Last September in Lithuania, Kua swam 4.8 miles, cycled 224 miles in the rain and then discovered his running shoes had been stolen. So he grabbed his trainers ("What could I do?" he said) and ran 52.4 miles. The competition -- which began at 1 p.m. -- took him 27 hours of continuous motion. A Frenchman won it in 23 hours.

"After more than 10 hours of continuous activity, your adrenalin is flowing so you don't feel as exhausted as you should be, and certainly not tired," Kua said of the 52.4-mile run.

"I try to respond to the crowd -- the cheering or waving or even laughing. During the night you get another species of supporters. They're usually partiers who are drunk. Sometimes they raise their beer bottles to me as I go by," he said with a laugh.

Kua described his move into the Double Ultras as "natural."

"I'd been doing the Ironman stuff for a couple of years now, so it was natural for me to step up to the next level," said the native of Singapore, an island country about 30 miles wide.

He and several other MIT community members founded the MIT Triathlon Club in February 2001. They meet for training sessions in the Zesiger Center, for a one-hour swim three times a week, for example. The members describe the club as a "competitive, recreational and social organization in the sport of triathlon. Our primary goal is to provide a network of information, support, camaraderie, training and racing activities for athletes of all skill levels in the MIT community," according to the club's web site.
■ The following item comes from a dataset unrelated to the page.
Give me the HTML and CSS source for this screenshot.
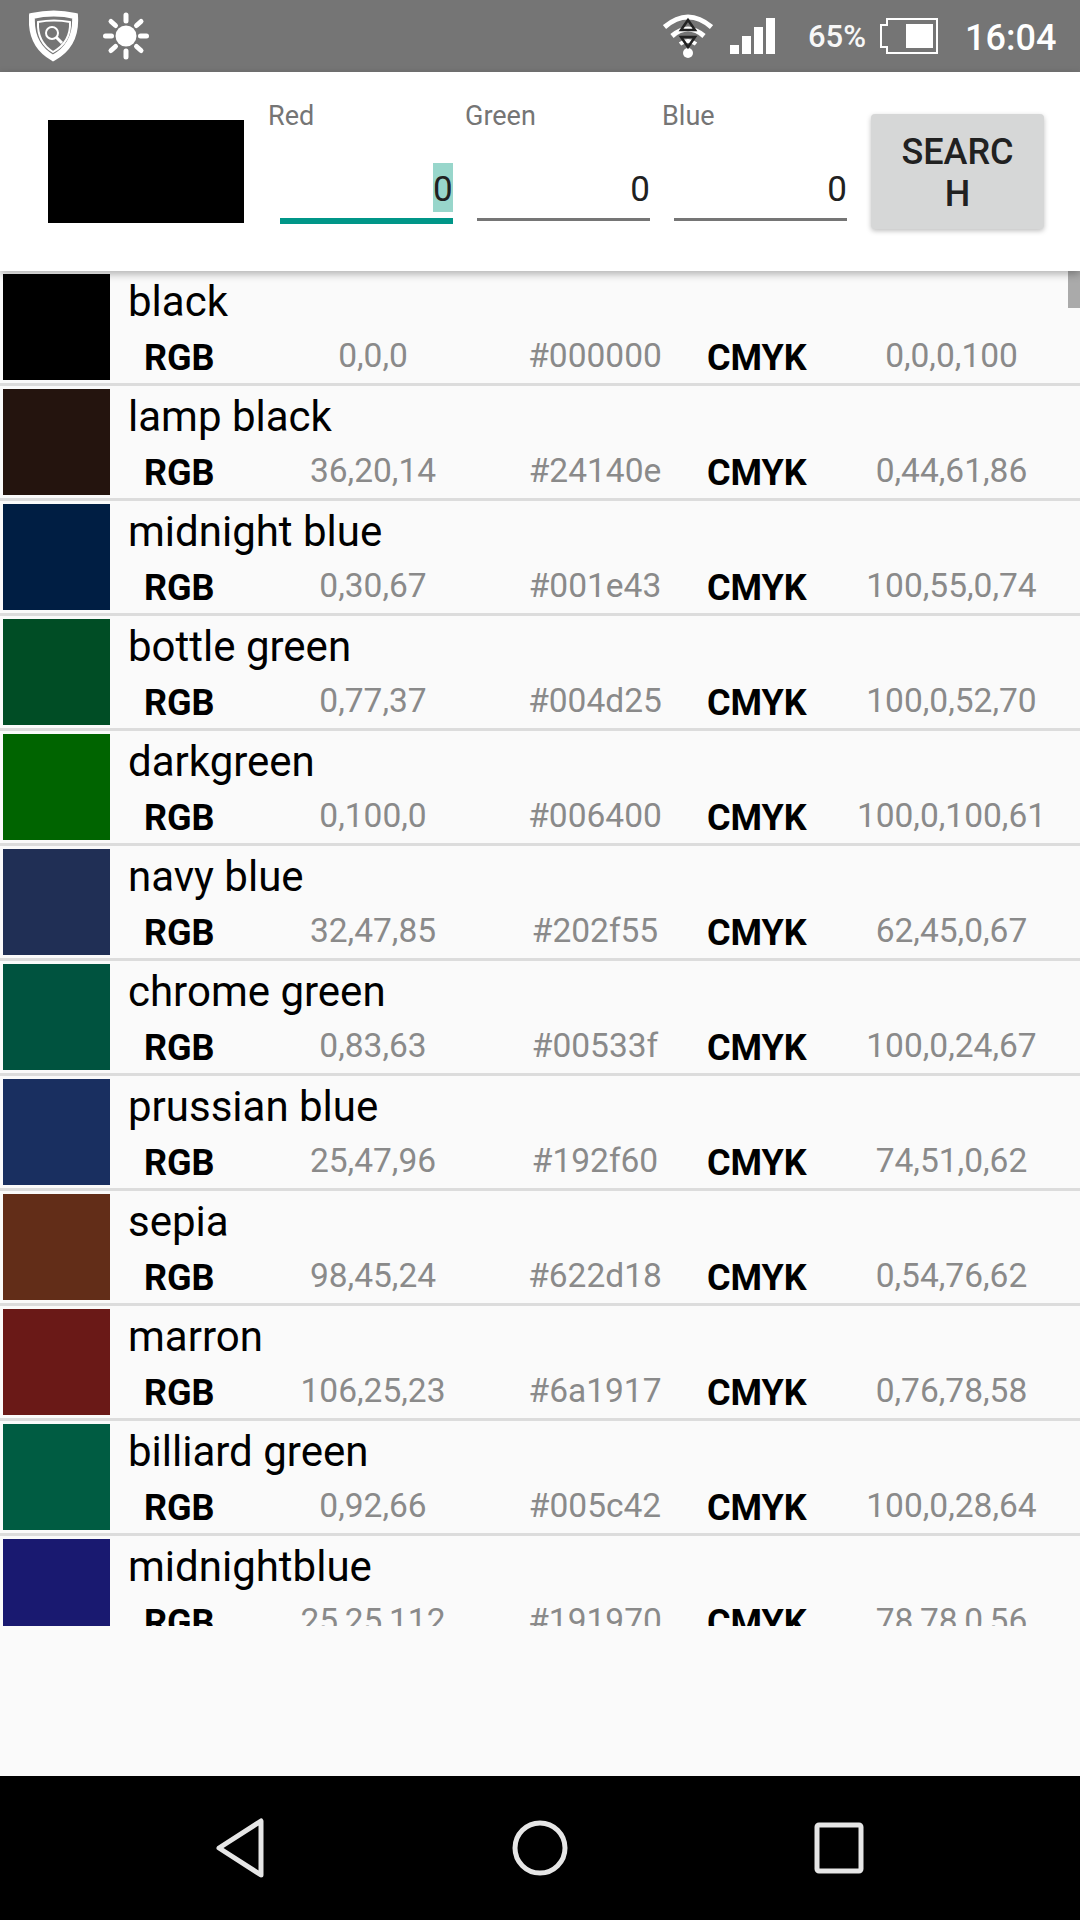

"My personality is to push myself and test my limits," said Ross. For him and Kua, the exertion provides a peace akin to that found in meditation.

"I try to keep my thoughts free, just let it flow and feel the peace. You get into a zone and feel at peace with yourself," said Kua.

"It's a very meditative time for me," said Ross. "Whatever comes in my mind then just floats in and out of my head."

It still doesn't quite explain why they're driven to this ultra sport. But admiration doesn't require understanding.